Fine-grained graphs expose many derivative opportunities but carry high overhead. Coarse-grained graphs reduce overhead and map better to optimized kernels.

Deep learning systems usually operate at tensor granularity. Compiler-based AD systems may lower tensor operations into smaller IR operations for optimization.

The choice of granularity affects:

| Concern | Fine-grained graph | Coarse-grained graph |
|---|---|---|
| Overhead | high | lower |
| Optimization visibility | detailed | limited by primitive set |
| Kernel performance | poor unless fused | good |
| Custom derivatives | many small rules | fewer larger rules |
| Debuggability | detailed trace | simpler high-level trace |

### Computational Graphs as AD Infrastructure

A computational graph is not merely a visualization.
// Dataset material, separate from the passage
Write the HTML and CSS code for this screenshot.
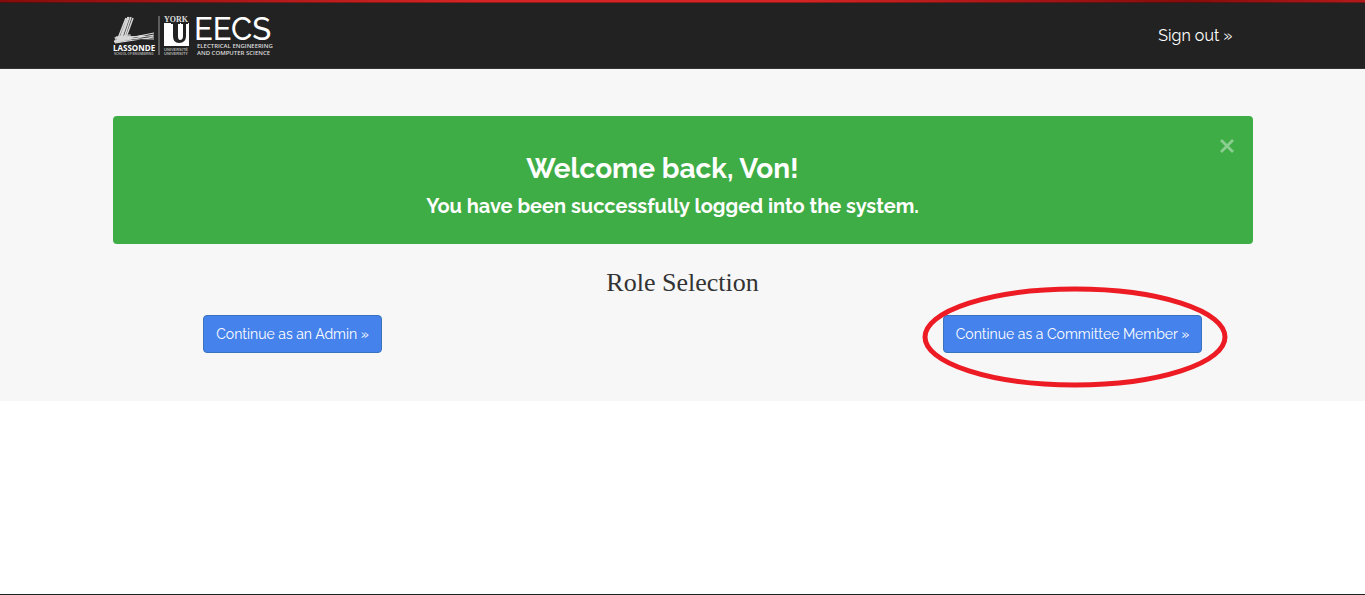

It is the data structure that makes derivative propagation systematic.

It records:

1. What was computed.
2. Which values depend on which earlier values.
3. Which local derivative rule applies at each operation.
4. In which order derivative information must flow.

Forward mode can operate without storing the whole graph because tangents move with values. Reverse mode usually needs a graph, tape, or transformed program because it must revisit operations backward.

This is the main systems distinction between forward and reverse AD. Forward mode is local in time. Reverse mode needs access to the past.